Alla scoperta dei segreti di Collemaggio

La Vittorini (Soprintendenza): contiamo di riaprire a dicembre, interventi sui 14 pilastri. Saranno revisionati gli affreschi

L’AQUILA. L’appuntamento è qualche metro prima alla porta Santa, dove c’è un box per gli indumenti. Il caschetto non riesce a stare fermo sulla testa e le scarpe da cantiere sono un po’ grandi. Senza non è possibile entrare a Collemaggio, uno dei monumenti più “blindati” della città.
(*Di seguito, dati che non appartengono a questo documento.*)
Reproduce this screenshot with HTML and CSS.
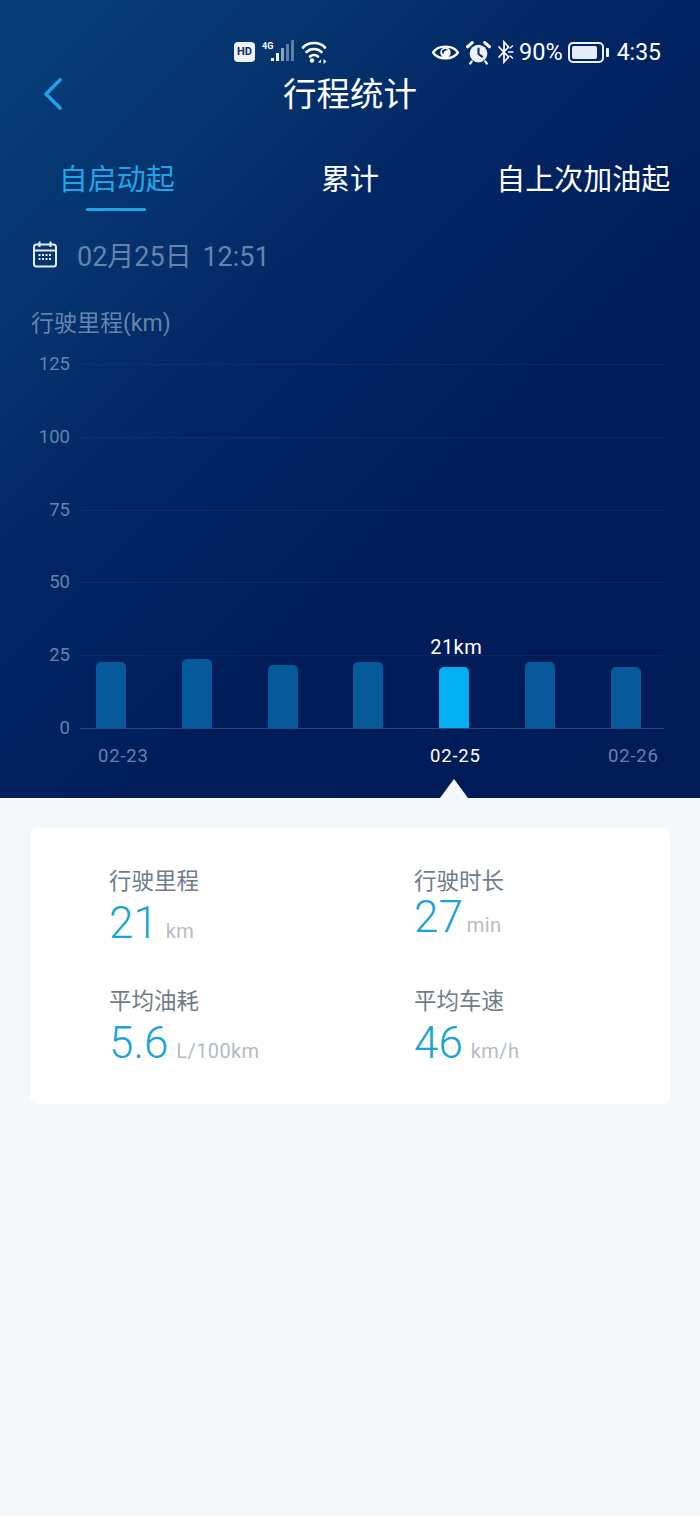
FILE: index.html
```html
<!DOCTYPE html>
<html lang="zh-CN">
<head>
    <meta charset="UTF-8">
    <title>行程统计</title>
    <link rel="stylesheet" href="styles.css">
</head>
<body>
    <div class="hero">
        <div class="status-bar">
            <div class="status-left">
                <span class="hd">HD</span>
                <span class="net">4G</span>
                <svg class="signal" width="24" height="24" viewBox="0 0 24 24">
                    <rect x="1" y="18" width="3" height="3" fill="#fff"/>
                    <rect x="6" y="13" width="3" height="8" fill="#fff"/>
                    <rect x="11" y="8" width="3" height="13" fill="#8aa2c2"/>
                    <rect x="16" y="4" width="3" height="17" fill="#5f7ea6"/>
                    <rect x="21" y="0" width="3" height="21" fill="#5f7ea6"/>
                </svg>
                <svg class="wifi" width="27" height="24" viewBox="0 0 27 24" fill="none" stroke="#fff" stroke-width="2.600" stroke-linecap="round">
                    <path d="M2 7.500C7.500 1.500 18.500 1.500 24 7.500"/>
                    <path d="M5.500 12C9.500 8 16.500 8 20.500 12"/>
                    <path d="M9 16.500C11 14.500 15 14.500 17 16.500"/>
                    <circle cx="11" cy="20.500" r="2.200" fill="#fff" stroke="none"/>
                    <path d="M17 22.500l3-3v3zM22.500 19v5l3-2.500z" fill="#fff" stroke="none"/>
                </svg>
            </div>
            <div class="status-right">
                <svg width="27" height="19" viewBox="0 0 26 18" class="eye">
                    <path d="M1 9C6 1.500 20 1.500 25 9C20 16.500 6 16.500 1 9Z" fill="none" stroke="#fff" stroke-width="2.200"/>
                    <circle cx="13" cy="9" r="5" fill="#fff"/>
                    <path d="M9.500 7.500C10.500 5.500 14 5 15.500 6.500C13 6.500 11 8 11 10.500C10 10 9.500 9 9.500 7.500Z" fill="#0a3068"/>
                </svg>
                <svg width="25" height="25" viewBox="0 0 24 24" class="alarm">
                    <circle cx="12" cy="13" r="8.500" fill="#eef2f7"/>
                    <path d="M12 7.500v6l4 3" fill="none" stroke="#0a3068" stroke-width="2"/>
                    <path d="M1.500 6.500L6 2.500M22.500 6.500L18 2.500" stroke="#eef2f7" stroke-width="3" stroke-linecap="round"/>
                    <path d="M5.500 20.500L4 22.500M18.500 20.500L20 22.500" stroke="#eef2f7" stroke-width="2.200" stroke-linecap="round"/>
                </svg>
                <svg width="17" height="24" viewBox="0 0 16 24" class="bt" fill="none" stroke="#fff" stroke-width="1.700" stroke-linecap="round">
                    <path d="M1.500 7L11 17L6.500 22V2L11 7L1.500 17"/>
                    <path d="M11 12h4.500M12.500 8l2.500-2M12.500 16l2.500 2" stroke-width="1.500"/>
                </svg>
                <span class="pct">90%</span>
                <span class="battery"><span class="battery-fill"></span></span>
                <span class="battery-cap"></span>
                <span class="clock">4:35</span>
            </div>
        </div>

        <div class="title-bar">
            <svg class="back" width="20" height="32" viewBox="0 0 20 32" fill="none" stroke="#1fa3e6" stroke-width="3.600" stroke-linecap="round" stroke-linejoin="round">
                <path d="M17 2L3 16L17 30"/>
            </svg>
            <h1>行程统计</h1>
        </div>

        <div class="tabs">
            <div class="tab active">自启动起</div>
            <div class="tab">累计</div>
            <div class="tab">自上次加油起</div>
        </div>

        <div class="date-row">
            <svg width="26" height="28" viewBox="0 0 26 28" fill="none" stroke="#e4edf6" stroke-width="2">
                <rect x="2" y="4.500" width="22" height="22" rx="2.500"/>
                <path d="M2 10.500H24M7.500 1.500V7M18.500 1.500V7"/>
                <path d="M6.500 15H20M6.500 19H20" stroke-width="2" stroke-dasharray="2 1.500"/>
            </svg>
            <span>02月25日 12:51</span>
        </div>

        <div class="chart-title">行驶里程(km)</div>

        <div class="chart">
            <div class="grid-row"><span class="tick">125</span><span class="line"></span></div>
            <div class="grid-row"><span class="tick">100</span><span class="line"></span></div>
            <div class="grid-row"><span class="tick">75</span><span class="line"></span></div>
            <div class="grid-row"><span class="tick">50</span><span class="line"></span></div>
            <div class="grid-row"><span class="tick">25</span><span class="line"></span></div>
            <div class="grid-row last"><span class="tick">0</span><span class="line base"></span></div>

            <div class="bars">
                <div class="bar" style="height:66px"></div>
                <div class="bar" style="height:69px"></div>
                <div class="bar" style="height:63px"></div>
                <div class="bar" style="height:66px"></div>
                <div class="bar on" style="height:61px"><span class="bar-tip">21km</span></div>
                <div class="bar" style="height:66px"></div>
                <div class="bar" style="height:61px"></div>
            </div>
        </div>

        <div class="x-axis">
            <span>02-23</span>
            <span class="on">02-25</span>
            <span>02-26</span>
        </div>
        <div class="pointer"></div>
    </div>

    <div class="content">
        <div class="card">
            <div class="stat">
                <div class="stat-label">行驶里程</div>
                <div class="stat-value"><b>21</b><span class="unit">km</span></div>
            </div>
            <div class="stat">
                <div class="stat-label">行驶时长</div>
                <div class="stat-value raised"><b>27</b><span class="unit tight">min</span></div>
            </div>
            <div class="stat">
                <div class="stat-label">平均油耗</div>
                <div class="stat-value"><b>5.6</b><span class="unit">L/100km</span></div>
            </div>
            <div class="stat">
                <div class="stat-label">平均车速</div>
                <div class="stat-value"><b>46</b><span class="unit">km/h</span></div>
            </div>
        </div>
    </div>
</body>
</html>
```

FILE: styles.css
```css
* {
    box-sizing: border-box;
}

body {
    margin: 0;
    height: 1516px;
    overflow: hidden;
    background-color: #f5f8fb;
    font-family: Roboto, "Noto Sans CJK SC", sans-serif;
}

.hero {
    position: relative;
    height: 798px;
    padding-top: 39px;
    color: #fff;
    background: linear-gradient(135deg, #083f7a 0%, #05346e 22%, #012563 42%, #001d5a 62%, #001b56 100%);
}

/* status bar */
.status-bar {
    display: flex;
    justify-content: space-between;
    align-items: center;
    height: 26px;
    padding: 0 39px 0 234px;
}

.status-left, .status-right {
    display: flex;
    align-items: center;
}

.hd {
    width: 21px;
    height: 20px;
    border-radius: 4px;
    background-color: #eef2f7;
    color: #0a3068;
    font-size: 11px;
    font-weight: 700;
    line-height: 20px;
    text-align: center;
}

.net {
    align-self: flex-start;
    margin: 1px 0 0 7px;
    font-size: 9px;
    font-weight: 700;
}

.signal {
    width: 24px;
    margin-left: -3px;
}

.wifi {
    margin-left: 7px;
}

.eye {
    margin-right: 7px;
}

.alarm {
    margin-right: 6px;
}

.bt {
    margin-right: 5px;
}

.pct {
    margin-right: 5px;
    font-size: 23.500px;
}

.battery {
    display: block;
    width: 36px;
    height: 21px;
    padding: 2px;
    border: 2px solid #eef2f7;
    border-radius: 5px;
}

.battery-fill {
    display: block;
    width: 90%;
    height: 100%;
    border-radius: 2px;
    background-color: #e6ecf4;
}

.battery-cap {
    width: 3px;
    height: 9px;
    margin-left: 2px;
    border-radius: 1px;
    background-color: #eef2f7;
}

.clock {
    margin-left: 8px;
    font-size: 23px;
}

/* title */
.title-bar {
    position: relative;
    height: 59px;
    display: flex;
    align-items: center;
    justify-content: center;
}

.title-bar h1 {
    margin: 0;
    font-size: 33.500px;
    font-weight: 400;
    line-height: 59px;
}

.back {
    position: absolute;
    left: 43px;
    top: 13px;
}

/* tabs */
.tabs {
    display: grid;
    grid-template-columns: repeat(3, 1fr);
    height: 64px;
    margin-top: 34px;
}

.tab {
    position: relative;
    font-size: 29px;
    line-height: 44px;
    text-align: center;
}

.tab.active {
    color: #1fa6e8;
}

.tab.active::after {
    content: "";
    position: absolute;
    left: 86px;
    top: 50px;
    width: 60px;
    height: 3px;
    border-radius: 2px;
    background-color: #1fa6e8;
}

.date-row {
    display: flex;
    align-items: center;
    gap: 19px;
    height: 30px;
    margin-top: 17px;
    padding-left: 32px;
    color: #6484ad;
    font-size: 27px;
    word-spacing: 4px;
}

.chart-title {
    margin-top: 39px;
    padding-left: 31px;
    color: #6484ad;
    font-size: 23px;
    line-height: 32px;
}

/* chart */
.chart {
    position: relative;
    margin-top: 12px;
}

.grid-row {
    display: flex;
    height: 72.800px;
}

.grid-row.last {
    height: 24px;
}

.tick {
    width: 70px;
    color: #6484ad;
    font-size: 18.500px;
    line-height: 24px;
    text-align: right;
}

.line {
    width: 584px;
    height: 1px;
    margin: 12px 0 0 10px;
    background-color: rgba(60, 105, 160, 0.14);
}

.line.base {
    background-color: rgba(70, 115, 175, 0.5);
}

.bars {
    position: absolute;
    left: 96px;
    bottom: 12px;
    width: 545px;
    display: flex;
    justify-content: space-between;
    align-items: flex-end;
}

.bar {
    position: relative;
    width: 30px;
    border-radius: 5px 5px 0 0;
    background-color: #075a9a;
}

.bar.on {
    background-color: #04aef2;
}

.bar-tip {
    position: absolute;
    left: -9px;
    top: -32px;
    font-size: 20px;
    letter-spacing: 0.4px;
    white-space: nowrap;
}

.x-axis {
    position: relative;
    height: 24px;
    margin-top: 4px;
    color: #6484ad;
    font-size: 18.500px;
    letter-spacing: 0.8px;
    line-height: 24px;
}

.x-axis span {
    position: absolute;
    top: 0;
}

.x-axis span:nth-child(1) {
    left: 98px;
}

.x-axis span:nth-child(2) {
    left: 430px;
    color: #fff;
}

.x-axis span:nth-child(3) {
    left: 608px;
}

.pointer {
    position: absolute;
    left: 440px;
    bottom: 0;
    width: 0;
    height: 0;
    border-left: 14px solid transparent;
    border-right: 14px solid transparent;
    border-bottom: 19px solid #f5f8fb;
}

/* stats card */
.content {
    padding: 30px;
}

.card {
    display: grid;
    grid-template-columns: 305px 1fr;
    grid-auto-rows: 120px;
    height: 276px;
    padding: 36px 0 0 79px;
    border-radius: 8px;
    background-color: #fff;
}

.stat-label {
    color: #6f7c8a;
    font-size: 22.500px;
    line-height: 34px;
}

.stat-value {
    display: flex;
    align-items: baseline;
    height: 50px;
    color: #1ba3d6;
    line-height: 50px;
}

.stat-value.raised {
    margin-top: -6px;
}

.stat-value b {
    font-size: 44px;
    font-weight: 300;
}

.unit {
    margin-left: 8px;
    color: #b5bcc4;
    font-size: 20px;
    letter-spacing: 0.4px;
}

.unit.tight {
    margin-left: 4px;
}
```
«Una scelta necessaria affinché le opere proseguano a ritmi serrati e la basilica possa essere riconsegnata a dicembre» spiega la soprintendente dell’Aquila e cratere, Alessandra Vittorini che, a poco più di un anno dall’inizio delle opere, ci accompagna all’interno della chiesa insieme alla storica d’arte, Biancamaria Colasacco e al direttore dei lavori, Antonello Garofalo. Il sole caldo di fine marzo illumina la facciata laterale, l’unica accessibile. Appena varcata la soglia, il rumore dei trapani e l’odore di polvere sembrano riempire lo spazio, coperto in gran parte da impalcature cielo-terra.

«Per realizzarle», dice Garofalo, «è stato necessario un progetto». La ragnatela di scale di metallo e pianerottoli copre il perimetro interno: scompaiono dal campo visivo i colori, gli stucchi, le decorazioni di quella Collemaggio che gli aquilani hanno ancora impressa nella retina. Un esercito di quasi quaranta operai lavora tutto il giorno, anche undici ore, per riportare la basilica all’antico splendore, quello che si intravede tra un tubo e l’altro da sopra le impalcature, dove è possibile ammirare gli angoli più nascosti di un monumento dai mille segreti, in cui ogni pezzo di pietra racconta una storia. È la storia che pazientemente stanno cercando di riscrivere i tecnici impegnati nel lavoro di restauro e consolidamento e che di questa immensa struttura conoscono anche i pertugi. Il terremoto, d’altra parte, qui non ha fatto sconti: il 6 aprile 2009 sono crollate le volte del transetto, gli arconi trionfali, il tamburo e la cupola. Danni enormi che il colosso dell’energia Eni ha deciso di riparare in appena due anni di lavoro con un ingente finanziamento. «Ero incredula», racconta la Vittorini, «due anni sarebbero un record anche per un piccolo aggregato, figurarsi per un’opera del genere». Eppure Eni sembra assolutamente intenzionata a mantenere le promesse. D’altra parte moltissimo è già stato fatto.

PILASTRI. «Il primo intervento è stato quello dei pilastri di navata: 14, sei dei quali avevano riportato i maggiori danni», spiega Garofalo. «Per questi è stato previsto lo smontaggio completo, la sostituzione di tutti i conci in pietra danneggiati e irrecuperabili e il rimontaggio. I due pilieri, che implodendo hanno causato il crollo del transetto, sono stati completamente ricostruiti con un’anima metallica, mantenendo quando possibile il rivestimento esterno lapideo».

MURATURE. È stata poi la volta del consolidamento delle murature con iniezioni e interventi di “cuci e scuci”. «Un particolare intervento cosiddetto reticulatus è stato necessario in alcuni punti», continua l’architetto.

STUCCHI. «L’attenzione è concentrata anche sugli stucchi. «Di un barocco settecentesco per le due cappelle laterali, secentesco per la cappella dell’Abate», spiega la Colasacco. «Mentre restauriamo studiamo, mettiamo a confronto queste due realtà».

ALTARI. «Lavoreremo sulla cappella del Santo e sugli altari settecenteschi e seicenteschi», continua la storica dell’arte, «bisognerà revisionare gli affreschi e lavorare sulla pietra intesa sia come pavimento, sia come altari lapidei, marmi, balaustre e mausoleo del Santo».

FACCIATA. Anche la facciata, seppur già oggetto di restauro prima del terremoto, dovrà essere oggetto di intervento. «Daremo un protettivo», conclude la Colasacco, «vorrei anche intervenire sui portoni che sono veri e propri capolavori». Niente sarà lasciato al caso, insomma, perché dalle ferite la basilica possa trarre una nuova vita.